**Your objective:**
Without the images, write out all of the following entries exactly.

**Supplied records:**
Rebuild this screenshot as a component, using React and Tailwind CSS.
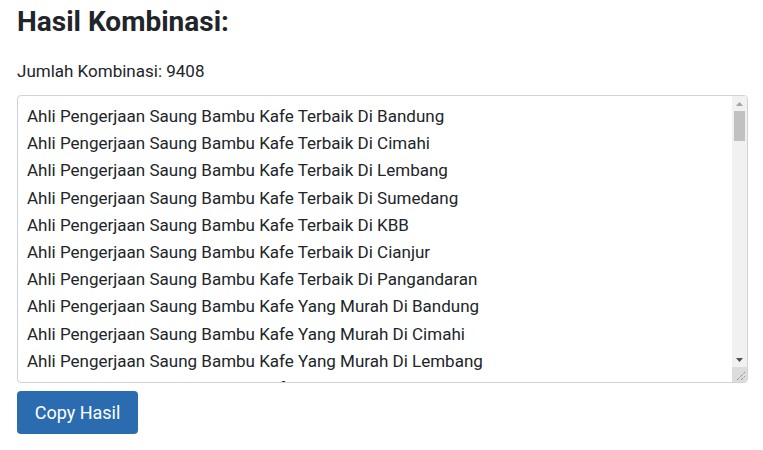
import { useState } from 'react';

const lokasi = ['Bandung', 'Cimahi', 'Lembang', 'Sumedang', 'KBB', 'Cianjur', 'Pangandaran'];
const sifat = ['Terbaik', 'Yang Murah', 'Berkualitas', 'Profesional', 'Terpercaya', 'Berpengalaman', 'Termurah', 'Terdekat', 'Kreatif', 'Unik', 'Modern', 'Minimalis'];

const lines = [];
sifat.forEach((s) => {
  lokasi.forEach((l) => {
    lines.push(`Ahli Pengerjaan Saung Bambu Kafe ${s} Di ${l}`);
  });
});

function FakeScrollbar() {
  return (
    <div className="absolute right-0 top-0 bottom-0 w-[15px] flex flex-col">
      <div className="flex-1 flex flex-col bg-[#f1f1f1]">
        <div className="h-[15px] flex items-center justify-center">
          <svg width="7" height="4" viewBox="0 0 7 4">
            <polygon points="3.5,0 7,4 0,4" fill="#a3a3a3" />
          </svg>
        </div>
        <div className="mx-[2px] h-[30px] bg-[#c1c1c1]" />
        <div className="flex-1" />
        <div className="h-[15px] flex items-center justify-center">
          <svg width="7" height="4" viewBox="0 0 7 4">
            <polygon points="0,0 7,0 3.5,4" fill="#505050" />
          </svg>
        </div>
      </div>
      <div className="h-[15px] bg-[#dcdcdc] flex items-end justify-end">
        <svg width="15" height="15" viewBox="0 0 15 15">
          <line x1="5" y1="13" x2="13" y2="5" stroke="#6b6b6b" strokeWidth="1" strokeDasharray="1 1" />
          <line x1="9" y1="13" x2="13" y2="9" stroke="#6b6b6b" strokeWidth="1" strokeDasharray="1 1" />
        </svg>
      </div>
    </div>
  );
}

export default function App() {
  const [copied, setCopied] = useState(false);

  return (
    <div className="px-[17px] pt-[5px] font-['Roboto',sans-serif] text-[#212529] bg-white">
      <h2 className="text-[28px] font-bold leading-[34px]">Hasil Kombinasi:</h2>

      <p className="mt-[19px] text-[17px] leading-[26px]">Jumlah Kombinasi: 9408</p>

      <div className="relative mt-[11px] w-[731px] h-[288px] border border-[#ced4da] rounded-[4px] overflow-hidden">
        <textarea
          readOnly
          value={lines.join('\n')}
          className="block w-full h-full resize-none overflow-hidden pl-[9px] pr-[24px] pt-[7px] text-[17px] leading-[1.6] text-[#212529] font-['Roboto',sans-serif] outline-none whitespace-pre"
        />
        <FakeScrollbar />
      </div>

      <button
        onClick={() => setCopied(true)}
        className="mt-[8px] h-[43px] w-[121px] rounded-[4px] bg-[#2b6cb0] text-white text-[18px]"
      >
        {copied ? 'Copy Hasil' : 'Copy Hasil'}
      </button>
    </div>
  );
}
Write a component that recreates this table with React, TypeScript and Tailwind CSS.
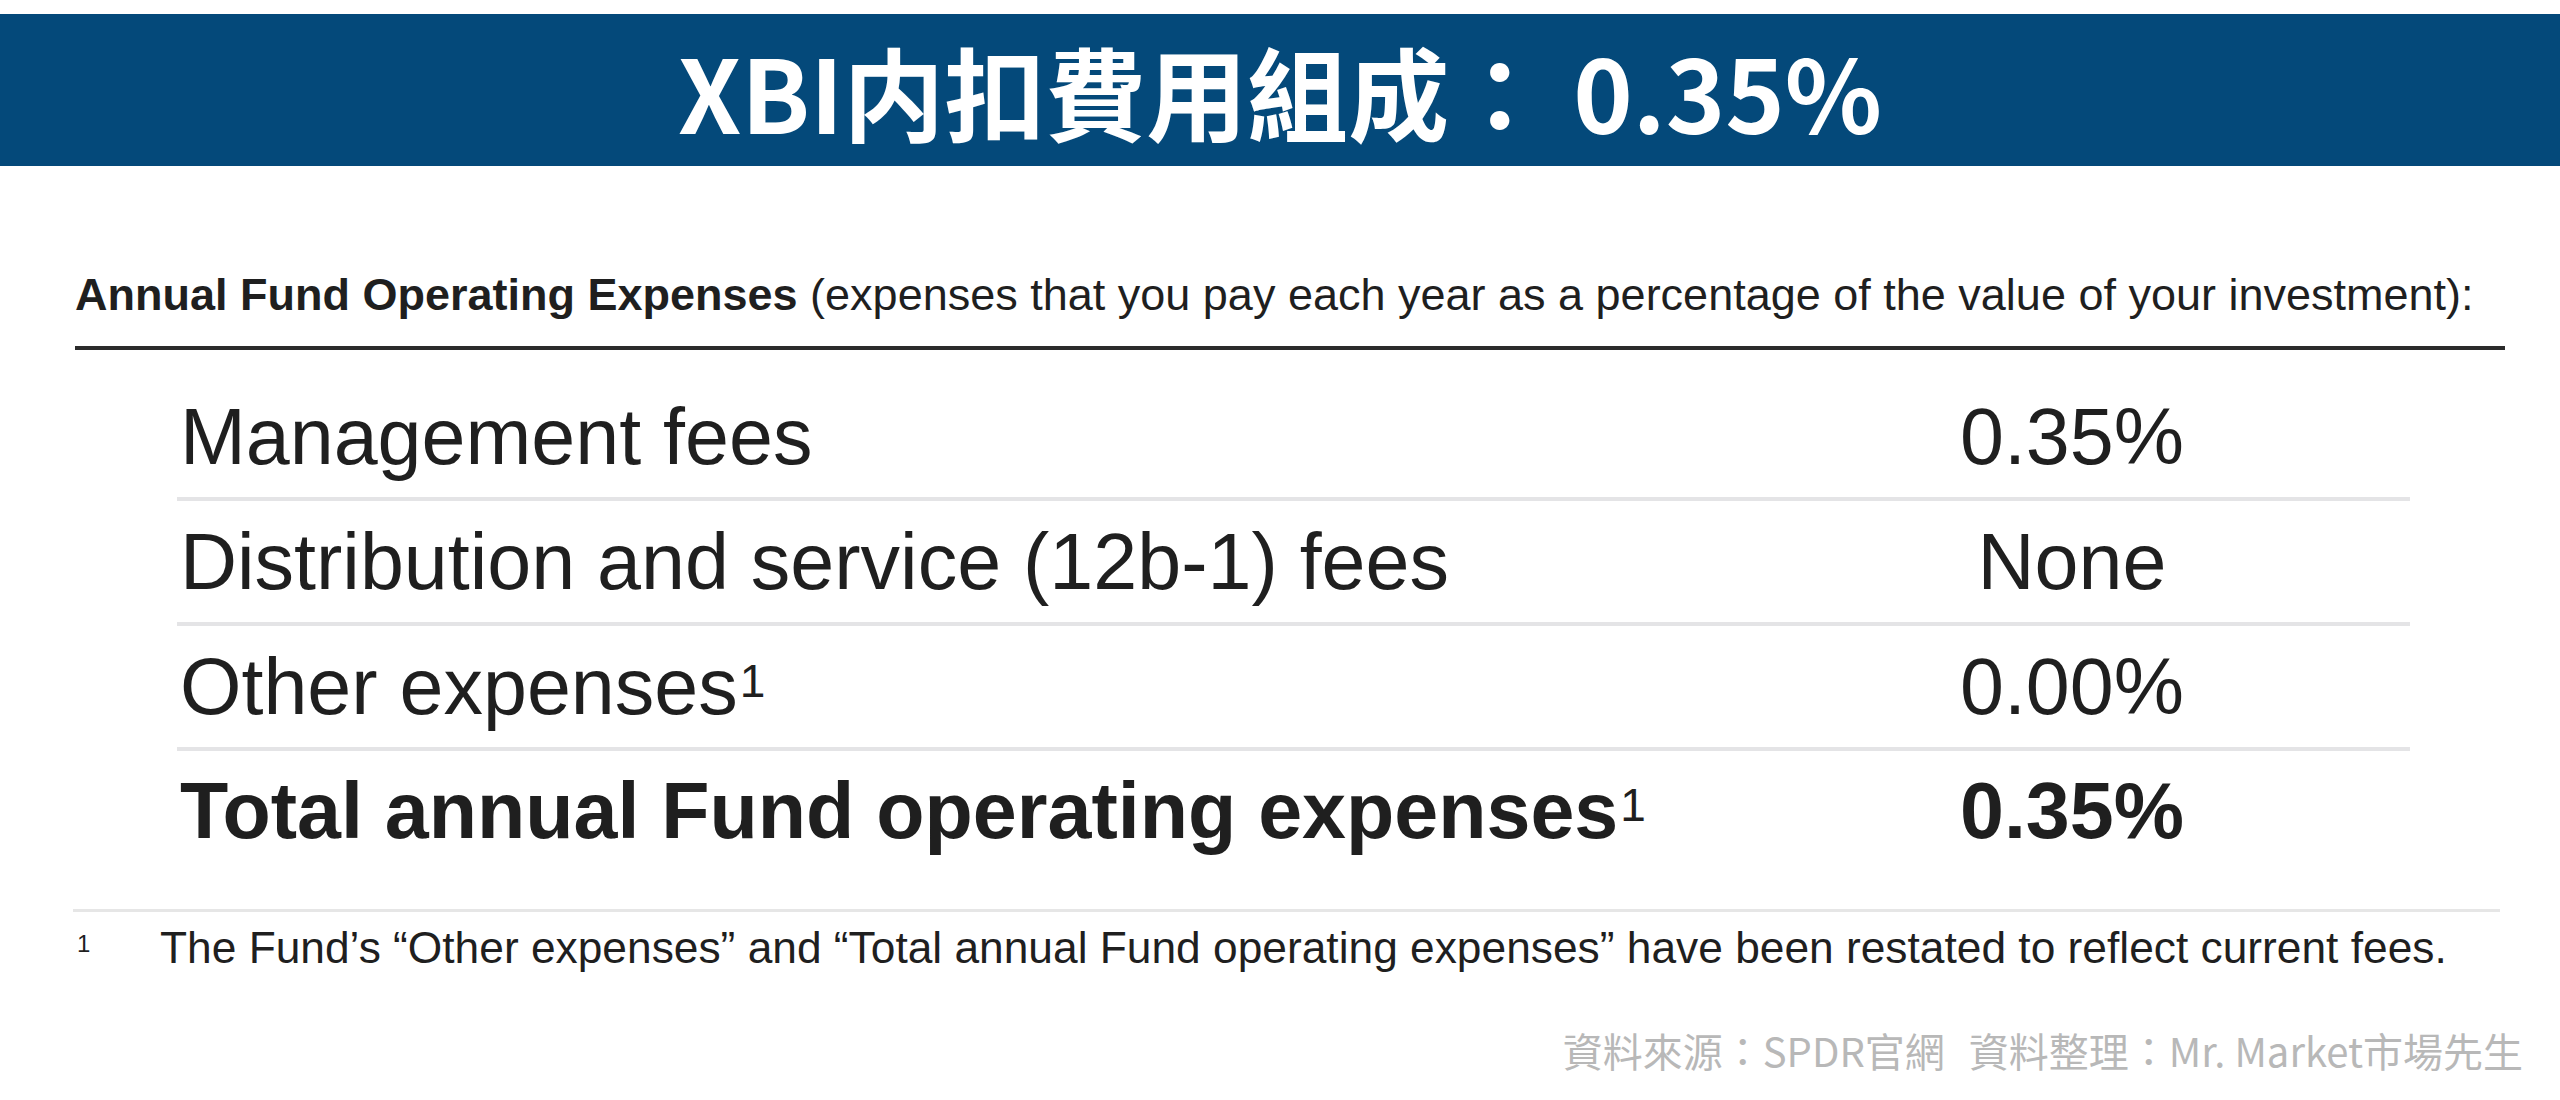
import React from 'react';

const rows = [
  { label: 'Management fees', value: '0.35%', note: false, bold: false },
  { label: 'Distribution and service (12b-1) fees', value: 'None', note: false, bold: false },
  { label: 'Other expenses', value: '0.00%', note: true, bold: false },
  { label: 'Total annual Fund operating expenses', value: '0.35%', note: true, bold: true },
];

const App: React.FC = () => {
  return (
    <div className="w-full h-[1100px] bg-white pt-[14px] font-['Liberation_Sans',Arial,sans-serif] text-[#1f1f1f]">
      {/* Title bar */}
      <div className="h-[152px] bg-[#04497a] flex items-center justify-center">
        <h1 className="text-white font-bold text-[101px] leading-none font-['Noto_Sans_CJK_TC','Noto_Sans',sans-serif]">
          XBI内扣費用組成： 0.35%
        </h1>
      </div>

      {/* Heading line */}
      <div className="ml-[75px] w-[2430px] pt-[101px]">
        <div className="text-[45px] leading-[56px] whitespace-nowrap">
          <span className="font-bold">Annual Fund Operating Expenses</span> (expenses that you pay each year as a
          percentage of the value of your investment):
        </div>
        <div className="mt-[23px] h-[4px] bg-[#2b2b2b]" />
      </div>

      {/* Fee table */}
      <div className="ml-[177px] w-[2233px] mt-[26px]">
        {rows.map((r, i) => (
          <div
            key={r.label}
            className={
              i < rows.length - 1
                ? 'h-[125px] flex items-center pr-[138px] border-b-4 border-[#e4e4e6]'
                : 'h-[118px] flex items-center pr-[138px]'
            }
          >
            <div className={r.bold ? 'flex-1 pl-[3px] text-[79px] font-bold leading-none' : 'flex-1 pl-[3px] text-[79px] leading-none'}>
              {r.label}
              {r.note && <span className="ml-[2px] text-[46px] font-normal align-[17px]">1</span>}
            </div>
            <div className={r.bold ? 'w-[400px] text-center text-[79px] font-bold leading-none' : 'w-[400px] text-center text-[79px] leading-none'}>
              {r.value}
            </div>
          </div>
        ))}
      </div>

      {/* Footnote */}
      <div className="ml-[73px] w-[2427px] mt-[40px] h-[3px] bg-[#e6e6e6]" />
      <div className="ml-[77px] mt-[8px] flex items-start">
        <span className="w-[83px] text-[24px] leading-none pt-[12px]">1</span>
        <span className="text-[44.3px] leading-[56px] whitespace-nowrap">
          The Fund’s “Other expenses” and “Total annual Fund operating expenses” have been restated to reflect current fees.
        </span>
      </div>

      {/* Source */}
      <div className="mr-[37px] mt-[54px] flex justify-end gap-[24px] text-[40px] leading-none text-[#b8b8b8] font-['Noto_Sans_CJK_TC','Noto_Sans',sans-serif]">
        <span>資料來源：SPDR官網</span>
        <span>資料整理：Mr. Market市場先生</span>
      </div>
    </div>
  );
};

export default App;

**Final result:**
Rebuild this screenshot as a component, using React and Tailwind CSS.
import { useState } from 'react';

const lokasi = ['Bandung', 'Cimahi', 'Lembang', 'Sumedang', 'KBB', 'Cianjur', 'Pangandaran'];
const sifat = ['Terbaik', 'Yang Murah', 'Berkualitas', 'Profesional', 'Terpercaya', 'Berpengalaman', 'Termurah', 'Terdekat', 'Kreatif', 'Unik', 'Modern', 'Minimalis'];

const lines = [];
sifat.forEach((s) => {
  lokasi.forEach((l) => {
    lines.push(`Ahli Pengerjaan Saung Bambu Kafe ${s} Di ${l}`);
  });
});

function FakeScrollbar() {
  return (
    <div className="absolute right-0 top-0 bottom-0 w-[15px] flex flex-col">
      <div className="flex-1 flex flex-col bg-[#f1f1f1]">
        <div className="h-[15px] flex items-center justify-center">
          <svg width="7" height="4" viewBox="0 0 7 4">
            <polygon points="3.5,0 7,4 0,4" fill="#a3a3a3" />
          </svg>
        </div>
        <div className="mx-[2px] h-[30px] bg-[#c1c1c1]" />
        <div className="flex-1" />
        <div className="h-[15px] flex items-center justify-center">
          <svg width="7" height="4" viewBox="0 0 7 4">
            <polygon points="0,0 7,0 3.5,4" fill="#505050" />
          </svg>
        </div>
      </div>
      <div className="h-[15px] bg-[#dcdcdc] flex items-end justify-end">
        <svg width="15" height="15" viewBox="0 0 15 15">
          <line x1="5" y1="13" x2="13" y2="5" stroke="#6b6b6b" strokeWidth="1" strokeDasharray="1 1" />
          <line x1="9" y1="13" x2="13" y2="9" stroke="#6b6b6b" strokeWidth="1" strokeDasharray="1 1" />
        </svg>
      </div>
    </div>
  );
}

export default function App() {
  const [copied, setCopied] = useState(false);

  return (
    <div className="px-[17px] pt-[5px] font-['Roboto',sans-serif] text-[#212529] bg-white">
      <h2 className="text-[28px] font-bold leading-[34px]">Hasil Kombinasi:</h2>

      <p className="mt-[19px] text-[17px] leading-[26px]">Jumlah Kombinasi: 9408</p>

      <div className="relative mt-[11px] w-[731px] h-[288px] border border-[#ced4da] rounded-[4px] overflow-hidden">
        <textarea
          readOnly
          value={lines.join('\n')}
          className="block w-full h-full resize-none overflow-hidden pl-[9px] pr-[24px] pt-[7px] text-[17px] leading-[1.6] text-[#212529] font-['Roboto',sans-serif] outline-none whitespace-pre"
        />
        <FakeScrollbar />
      </div>

      <button
        onClick={() => setCopied(true)}
        className="mt-[8px] h-[43px] w-[121px] rounded-[4px] bg-[#2b6cb0] text-white text-[18px]"
      >
        {copied ? 'Copy Hasil' : 'Copy Hasil'}
      </button>
    </div>
  );
}
Write a component that recreates this table with React, TypeScript and Tailwind CSS.
import React from 'react';

const rows = [
  { label: 'Management fees', value: '0.35%', note: false, bold: false },
  { label: 'Distribution and service (12b-1) fees', value: 'None', note: false, bold: false },
  { label: 'Other expenses', value: '0.00%', note: true, bold: false },
  { label: 'Total annual Fund operating expenses', value: '0.35%', note: true, bold: true },
];

const App: React.FC = () => {
  return (
    <div className="w-full h-[1100px] bg-white pt-[14px] font-['Liberation_Sans',Arial,sans-serif] text-[#1f1f1f]">
      {/* Title bar */}
      <div className="h-[152px] bg-[#04497a] flex items-center justify-center">
        <h1 className="text-white font-bold text-[101px] leading-none font-['Noto_Sans_CJK_TC','Noto_Sans',sans-serif]">
          XBI内扣費用組成： 0.35%
        </h1>
      </div>

      {/* Heading line */}
      <div className="ml-[75px] w-[2430px] pt-[101px]">
        <div className="text-[45px] leading-[56px] whitespace-nowrap">
          <span className="font-bold">Annual Fund Operating Expenses</span> (expenses that you pay each year as a
          percentage of the value of your investment):
        </div>
        <div className="mt-[23px] h-[4px] bg-[#2b2b2b]" />
      </div>

      {/* Fee table */}
      <div className="ml-[177px] w-[2233px] mt-[26px]">
        {rows.map((r, i) => (
          <div
            key={r.label}
            className={
              i < rows.length - 1
                ? 'h-[125px] flex items-center pr-[138px] border-b-4 border-[#e4e4e6]'
                : 'h-[118px] flex items-center pr-[138px]'
            }
          >
            <div className={r.bold ? 'flex-1 pl-[3px] text-[79px] font-bold leading-none' : 'flex-1 pl-[3px] text-[79px] leading-none'}>
              {r.label}
              {r.note && <span className="ml-[2px] text-[46px] font-normal align-[17px]">1</span>}
            </div>
            <div className={r.bold ? 'w-[400px] text-center text-[79px] font-bold leading-none' : 'w-[400px] text-center text-[79px] leading-none'}>
              {r.value}
            </div>
          </div>
        ))}
      </div>

      {/* Footnote */}
      <div className="ml-[73px] w-[2427px] mt-[40px] h-[3px] bg-[#e6e6e6]" />
      <div className="ml-[77px] mt-[8px] flex items-start">
        <span className="w-[83px] text-[24px] leading-none pt-[12px]">1</span>
        <span className="text-[44.3px] leading-[56px] whitespace-nowrap">
          The Fund’s “Other expenses” and “Total annual Fund operating expenses” have been restated to reflect current fees.
        </span>
      </div>

      {/* Source */}
      <div className="mr-[37px] mt-[54px] flex justify-end gap-[24px] text-[40px] leading-none text-[#b8b8b8] font-['Noto_Sans_CJK_TC','Noto_Sans',sans-serif]">
        <span>資料來源：SPDR官網</span>
        <span>資料整理：Mr. Market市場先生</span>
      </div>
    </div>
  );
};

export default App;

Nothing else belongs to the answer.